On January 9, the BBC reported that the Queen had issued letters patent on December 31 (which are a form of legislation, though Parliament is not involved) giving every child of the eldest son of The Prince of Wales the style and title “Royal Highness.” Under the previous letters patent, issued in 1917 by King George V, restricted the royal style, and under the old law, William and Kate’s baby, should it be a girl, would have been styled as “Lady,” consistent with the daughters of dukes. As I honestly see no need to repeat and/or essentially plagiarize myself, you can read more about what the situation would have been like in an article I wrote – for Yahoo under the pseudonym Analie Byron –  here.
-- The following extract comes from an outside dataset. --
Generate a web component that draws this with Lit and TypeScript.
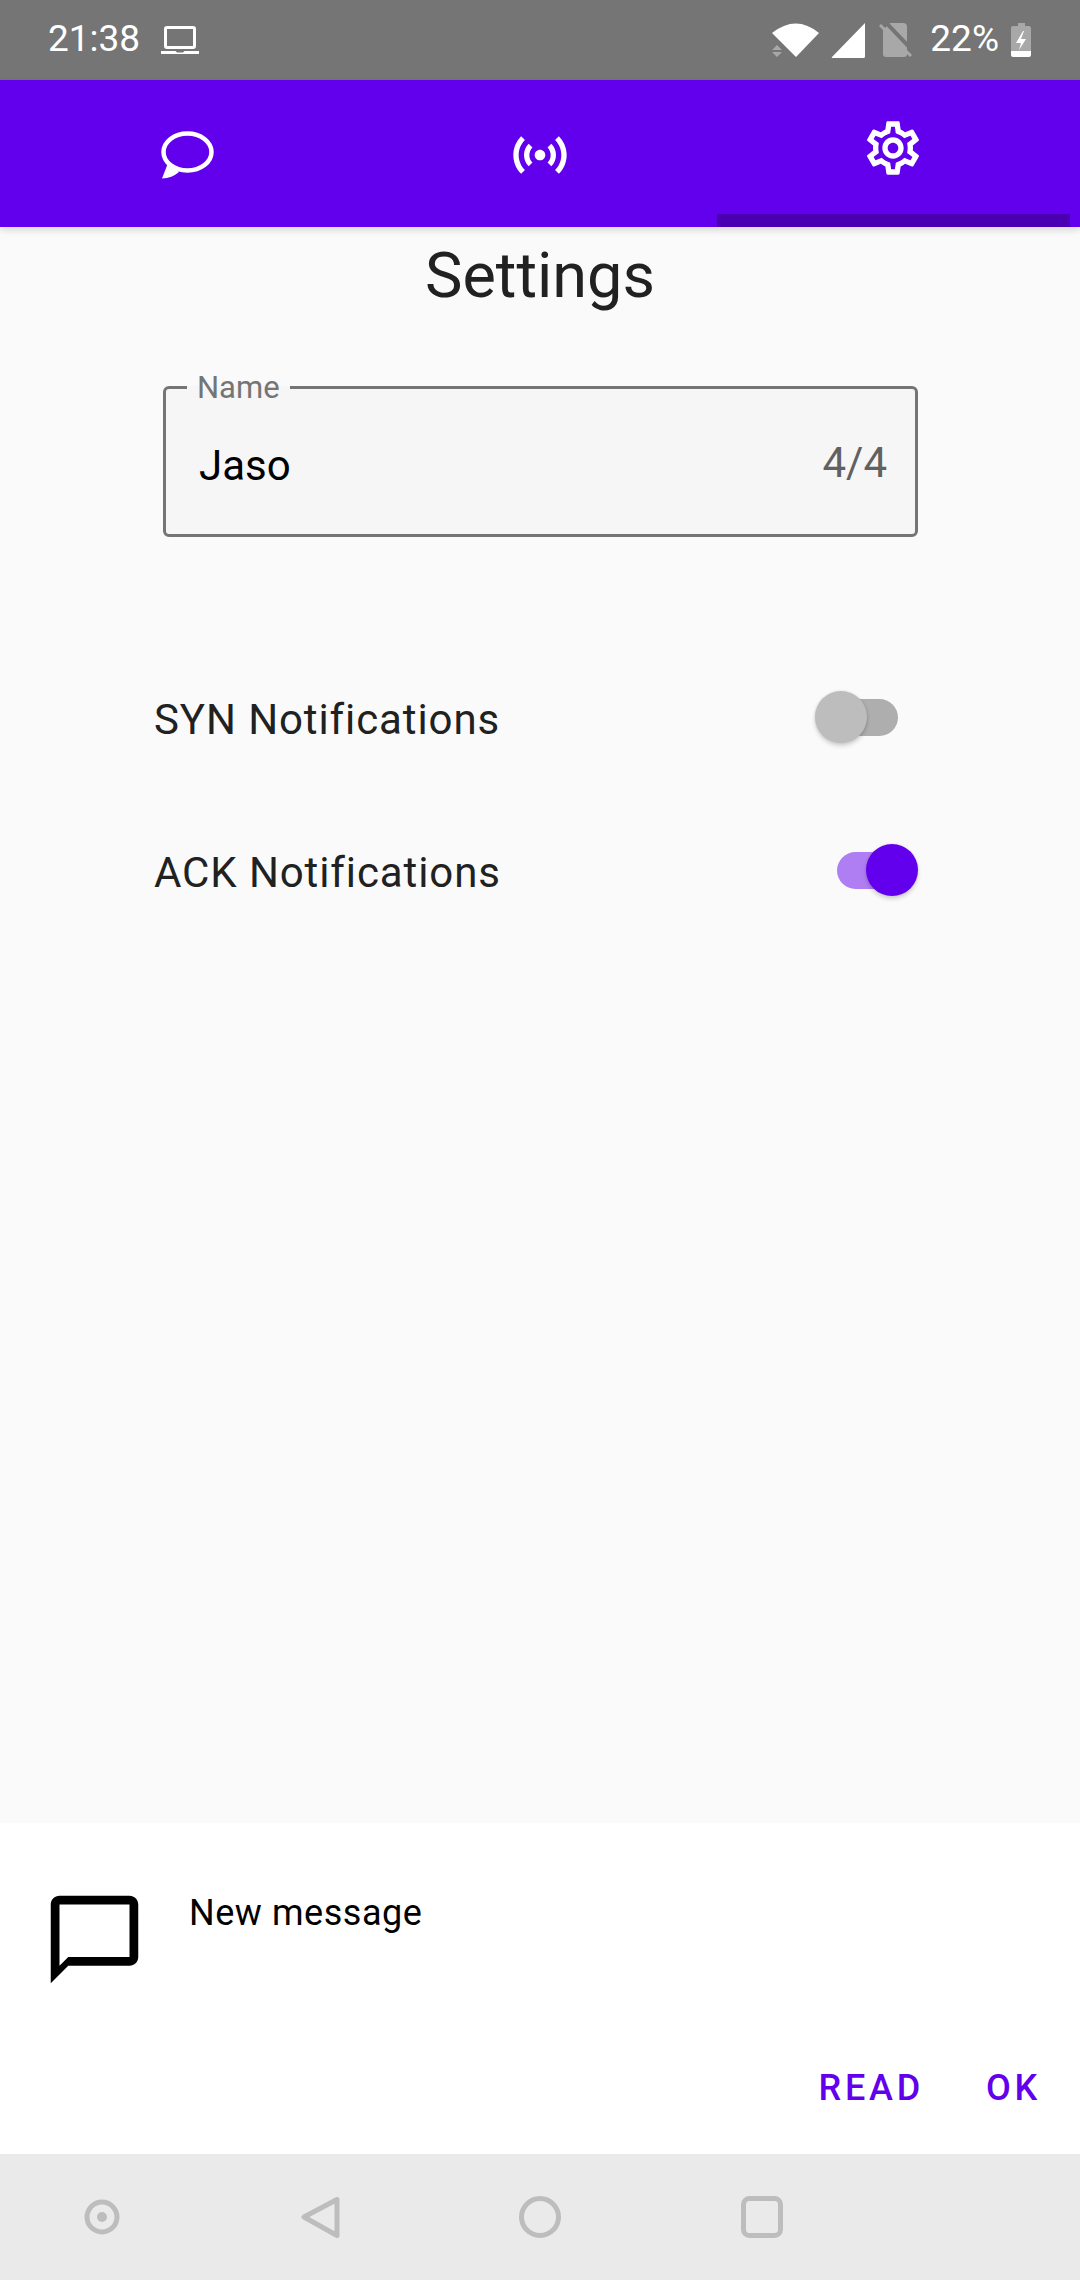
import { LitElement, css, html } from "lit";
import { customElement, property } from "lit/decorators.js";

const GEAR =
  "M19.43 12.98c.04-.32.07-.64.07-.98 0-.34-.03-.66-.07-.98l2.11-1.65c.19-.15.24-.42.12-.64l-2-3.46c-.09-.16-.26-.25-.44-.25-.06 0-.12.01-.17.03l-2.49 1c-.52-.4-1.08-.73-1.69-.98l-.38-2.65C14.46 2.18 14.25 2 14 2h-4c-.25 0-.46.18-.49.42l-.38 2.65c-.61.25-1.17.59-1.69.98l-2.49-1c-.06-.02-.12-.03-.18-.03-.17 0-.34.09-.43.25l-2 3.46c-.13.22-.07.49.12.64l2.11 1.65c-.04.32-.07.65-.07.98 0 .33.03.66.07.98l-2.11 1.65c-.19.15-.24.42-.12.64l2 3.46c.09.16.26.25.44.25.06 0 .12-.01.17-.03l2.49-1c.52.4 1.08.73 1.69.98l.38 2.65c.03.24.24.42.49.42h4c.25 0 .46-.18.49-.42l.38-2.65c.61-.25 1.17-.59 1.69-.98l2.49 1c.06.02.12.03.18.03.17 0 .34-.09.43-.25l2-3.46c.12-.22.07-.49-.12-.64l-2.11-1.65zm-1.98-1.71c.04.31.05.52.05.73 0 .21-.02.43-.05.73l-.14 1.13.89.7 1.08.84-.7 1.21-1.27-.51-1.04-.42-.9.68c-.43.32-.84.56-1.25.73l-1.06.43-.16 1.13-.2 1.35h-1.4l-.19-1.35-.16-1.13-1.06-.43c-.43-.18-.83-.41-1.23-.71l-.91-.7-1.06.43-1.27.51-.7-1.21 1.08-.84.89-.7-.14-1.13c-.03-.31-.05-.54-.05-.74s.02-.43.05-.73l.14-1.13-.89-.7-1.08-.84.7-1.21 1.27.51 1.04.42.9-.68c.43-.32.84-.56 1.25-.73l1.06-.43.16-1.13.2-1.35h1.39l.19 1.35.16 1.13 1.06.43c.43.18.83.41 1.23.71l.91.7 1.06-.43 1.27-.51.7 1.21-1.07.85-.89.7.14 1.13zM12 8c-2.21 0-4 1.79-4 4s1.79 4 4 4 4-1.79 4-4-1.79-4-4-4zm0 6c-1.1 0-2-.9-2-2s.9-2 2-2 2 .9 2 2-.9 2-2 2z";
const SENSORS =
  "M7.76 16.24C6.67 15.16 6 13.66 6 12s.67-3.16 1.76-4.24l1.42 1.42C8.45 9.9 8 10.9 8 12c0 1.1.45 2.1 1.17 2.83l-1.41 1.41zm8.48 0C17.33 15.16 18 13.66 18 12s-.67-3.16-1.76-4.24l-1.42 1.42C15.55 9.9 16 10.9 16 12c0 1.1-.45 2.1-1.17 2.83l1.41 1.41zM12 10c-1.1 0-2 .9-2 2s.9 2 2 2 2-.9 2-2-.9-2-2-2zm8 2c0 2.21-.9 4.21-2.35 5.65l1.42 1.42C20.88 17.26 22 14.76 22 12s-1.12-5.26-2.93-7.07l-1.42 1.42C19.1 7.79 20 9.79 20 12zM6.35 6.35L4.93 4.93C3.12 6.74 2 9.24 2 12s1.12 5.26 2.93 7.07l1.42-1.42C4.9 16.21 4 14.21 4 12s.9-4.21 2.35-5.65z";
const CHAT_OUTLINE =
  "M20 2H4c-1.1 0-2 .9-2 2v18l4-4h14c1.1 0 2-.9 2-2V4c0-1.1-.9-2-2-2zm0 14H6l-2 2V4h16v12z";

@customElement("toggle-switch")
class ToggleSwitch extends LitElement {
  @property({ type: Boolean }) on = false;

  static styles = css`
    :host {
      display: block;
      position: relative;
      width: 103px;
      height: 54px;
    }
    .track {
      position: absolute;
      top: 8px;
      left: 20px;
      width: 63px;
      height: 37px;
      border-radius: 19px;
      background: #aeaeae;
    }
    .thumb {
      position: absolute;
      top: 0;
      left: 0;
      width: 52px;
      height: 52px;
      border-radius: 50%;
      background: #bdbdbd;
      box-shadow: 0 3px 4px rgba(0, 0, 0, 0.16), 0 0 3px rgba(0, 0, 0, 0.1);
    }
    .on .track {
      left: 22px;
      background: #b07ef3;
    }
    .on .thumb {
      left: 51px;
      background: #6200ee;
    }
  `;

  render() {
    return html`<div class=${this.on ? "on" : ""}>
      <div class="track"></div>
      <div class="thumb"></div>
    </div>`;
  }
}

@customElement("app-root")
class AppRoot extends LitElement {
  static styles = css`
    :host {
      display: block;
      width: 1080px;
      height: 2280px;
      font-family: Roboto, sans-serif;
    }
    svg {
      display: block;
      flex: none;
    }
    .page {
      display: flex;
      flex-direction: column;
      height: 2280px;
      background: #fafafa;
    }

    .status {
      display: flex;
      align-items: center;
      height: 80px;
      padding: 0 49px 0 48px;
      box-sizing: border-box;
      background: #757575;
      color: #fff;
      font-size: 37px;
      line-height: 42px;
    }
    .status span {
      position: relative;
      top: -1px;
    }
    .laptop {
      margin-left: 20px;
    }
    .wifi {
      margin-left: auto;
    }
    .signal {
      margin-left: 11px;
    }
    .sim {
      margin-left: 14px;
    }
    .pct {
      margin-left: 18px;
    }
    .battery {
      margin-left: 12px;
    }

    .tabs {
      display: grid;
      grid-template-columns: repeat(3, 1fr);
      height: 147px;
      padding: 0 10px;
      box-sizing: border-box;
      background: #6200ee;
      box-shadow: 0 3px 7px rgba(0, 0, 0, 0.14);
      position: relative;
    }
    .tab {
      display: flex;
      align-items: center;
      justify-content: center;
      fill: #fff;
    }
    .tab.active {
      border-bottom: 13px solid #4a00b2;
      align-items: flex-start;
      padding-top: 36px;
      box-sizing: border-box;
    }
    .tab .antenna {
      margin-top: 3px;
    }

    .content {
      flex: 1;
    }
    h1 {
      margin: 14px 0 59px;
      font-size: 63px;
      font-weight: 400;
      line-height: 70px;
      text-align: center;
      color: #212121;
    }
    .field {
      display: block;
      margin: 0 0 0 163px;
      padding: 0;
      width: 755px;
      height: 167px;
      min-inline-size: 0;
      box-sizing: border-box;
      border: 3px solid #757575;
      border-radius: 6px;
      background: #f6f6f6;
    }
    .field legend {
      margin-left: 21px;
      padding: 0 10px;
      font-size: 31px;
      line-height: 35px;
      height: 35px;
      color: #757575;
    }
    .field-row {
      display: flex;
      align-items: baseline;
      justify-content: space-between;
      padding: 36px 28px 0 33px;
      line-height: 50px;
      font-size: 42px;
    }
    .value {
      color: #000;
    }
    .count {
      position: relative;
      top: -3px;
      color: #616161;
    }

    .rows {
      margin-top: 105px;
    }
    .row {
      display: flex;
      align-items: center;
      justify-content: space-between;
      height: 152.5px;
      padding: 0 162px 0 154px;
      font-size: 42px;
      letter-spacing: 0.9px;
      color: #212121;
    }
    .row span {
      position: relative;
      top: 1.5px;
    }

    .snackbar {
      display: flex;
      flex-direction: column;
      justify-content: space-between;
      height: 331px;
      padding: 64px 39px 45px 42px;
      box-sizing: border-box;
      background: #fff;
    }
    .message {
      display: flex;
      gap: 42px;
    }
    .message span {
      margin-top: 5px;
      font-size: 36px;
      line-height: 42px;
      letter-spacing: 0.55px;
      color: #000;
    }
    .actions {
      display: flex;
      justify-content: flex-end;
      gap: 62px;
      font-size: 36px;
      font-weight: 500;
      line-height: 42px;
      letter-spacing: 3.75px;
      color: #6200ee;
    }

    .nav {
      display: flex;
      align-items: center;
      gap: 160px;
      height: 126px;
      padding-left: 70px;
      background: #eaeaea;
    }
  `;

  render() {
    return html`<div class="page">
      <div class="status">
        <span>21:38</span>
        <svg class="laptop" width="40" height="30" viewBox="0 0 40 30" fill="none">
          <rect x="5.500" y="2.500" width="29" height="20" rx="1.500" stroke="#fff" stroke-width="3" />
          <path d="M1 26h14.500l1.500 1.500h6l1.500-1.500H39v3H1z" fill="#fff" />
        </svg>
        <svg class="wifi" width="50" height="36" viewBox="0 0 50 36">
          <path d="M2 11Q26-8 49 11L26 35 17 26z" fill="#fff" />
          <path d="M2 28l5-5 5 5zM2 30l5 5 5-5z" fill="#a8a8a8" />
        </svg>
        <svg class="signal" width="34" height="35" viewBox="0 0 34 35">
          <path d="M34 0v33.500q0 1.500-1.500 1.500H1.500q-1.500 0-.5-1z" fill="#fff" />
        </svg>
        <svg class="sim" width="33" height="36" viewBox="0 0 33 36">
          <path d="M11 1h13q4 0 4 4v27q0 3-3 3H7q-3 0-3-3V8z" fill="#a8a8a8" />
          <path d="M4.500-2L36 31" stroke="#757575" stroke-width="4" />
          <path d="M1 3l31 31" stroke="#a8a8a8" stroke-width="3" />
        </svg>
        <span class="pct">22%</span>
        <svg class="battery" width="20" height="34" viewBox="0 0 20 34">
          <path d="M7 0h7v3h4q2 0 2 2v23H0V5q0-2 2-2h5z" fill="#a8a8a8" />
          <path d="M0 28h20v4q0 2-2 2H2q-2 0-2-2z" fill="#fff" />
          <path d="M12 8L5 20h5l-2 7 7-11h-5l3-8z" fill="#fff" />
        </svg>
      </div>

      <div class="tabs">
        <div class="tab">
          <svg width="64" height="64" viewBox="0 0 64 64">
            <ellipse cx="32.500" cy="30" rx="24" ry="18.500" fill="none" stroke="#fff" stroke-width="4.500" />
            <path d="M13 41L7 56.500Q17 56 24 50z" fill="#fff" />
          </svg>
        </div>
        <div class="tab">
          <svg class="antenna" width="64" height="64" viewBox="0 0 24 24"><path d=${SENSORS} /></svg>
        </div>
        <div class="tab active">
          <svg width="64" height="64" viewBox="0 0 24 24"><path d=${GEAR} /></svg>
        </div>
      </div>

      <div class="content">
        <h1>Settings</h1>
        <fieldset class="field">
          <legend>Name</legend>
          <div class="field-row">
            <span class="value">Jaso</span>
            <span class="count">4/4</span>
          </div>
        </fieldset>
        <div class="rows">
          <div class="row">
            <span>SYN Notifications</span>
            <toggle-switch></toggle-switch>
          </div>
          <div class="row">
            <span>ACK Notifications</span>
            <toggle-switch on></toggle-switch>
          </div>
        </div>
      </div>

      <div class="snackbar">
        <div class="message">
          <svg width="105" height="105" viewBox="0 0 24 24"><path d=${CHAT_OUTLINE} /></svg>
          <span>New message</span>
        </div>
        <div class="actions">
          <span>READ</span>
          <span>OK</span>
        </div>
      </div>

      <div class="nav">
        <svg width="60" height="60" viewBox="0 0 60 60" fill="none" stroke="#bdbdbd" stroke-width="5">
          <circle cx="32" cy="30" r="15" />
          <circle cx="32" cy="30" r="5" fill="#bdbdbd" stroke="none" />
        </svg>
        <svg width="60" height="60" viewBox="0 0 60 60" fill="none" stroke="#bdbdbd" stroke-width="5" stroke-linejoin="round">
          <path d="M47 12.500v36L14 30z" />
        </svg>
        <svg width="60" height="60" viewBox="0 0 60 60" fill="none" stroke="#bdbdbd" stroke-width="5">
          <circle cx="30" cy="30" r="18.500" />
        </svg>
        <svg width="60" height="60" viewBox="0 0 60 60" fill="none" stroke="#bdbdbd" stroke-width="5">
          <rect x="13.500" y="11.500" width="37" height="37" rx="6" />
        </svg>
      </div>
    </div>`;
  }
}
The 1917 letters patent were issued by George V as a way to modernize and reign in the royal family at a time when many nations were deposing their monarchs (or executing, in the case of the Romanovs). However, considering that the law of succession is being changed to allow a first-born daughter to accede to the throne ahead of a younger brother, it was certainly time to allow any and every child of William and Kate the royal status that is their birthright. (Of course, when Charles becomes King, they would have automatically gained the style due to being male-line grandchildren of the monarch, but now that’s neither here nor there.)

Should William and Kate’s first child be a girl, more letters patent would probably be necessary a generation or two down the line – should the eldest child receive the title Prince (or Princess) of Wales regardless of gender, for one – but that’s a bridge the royals can cross when they get to it.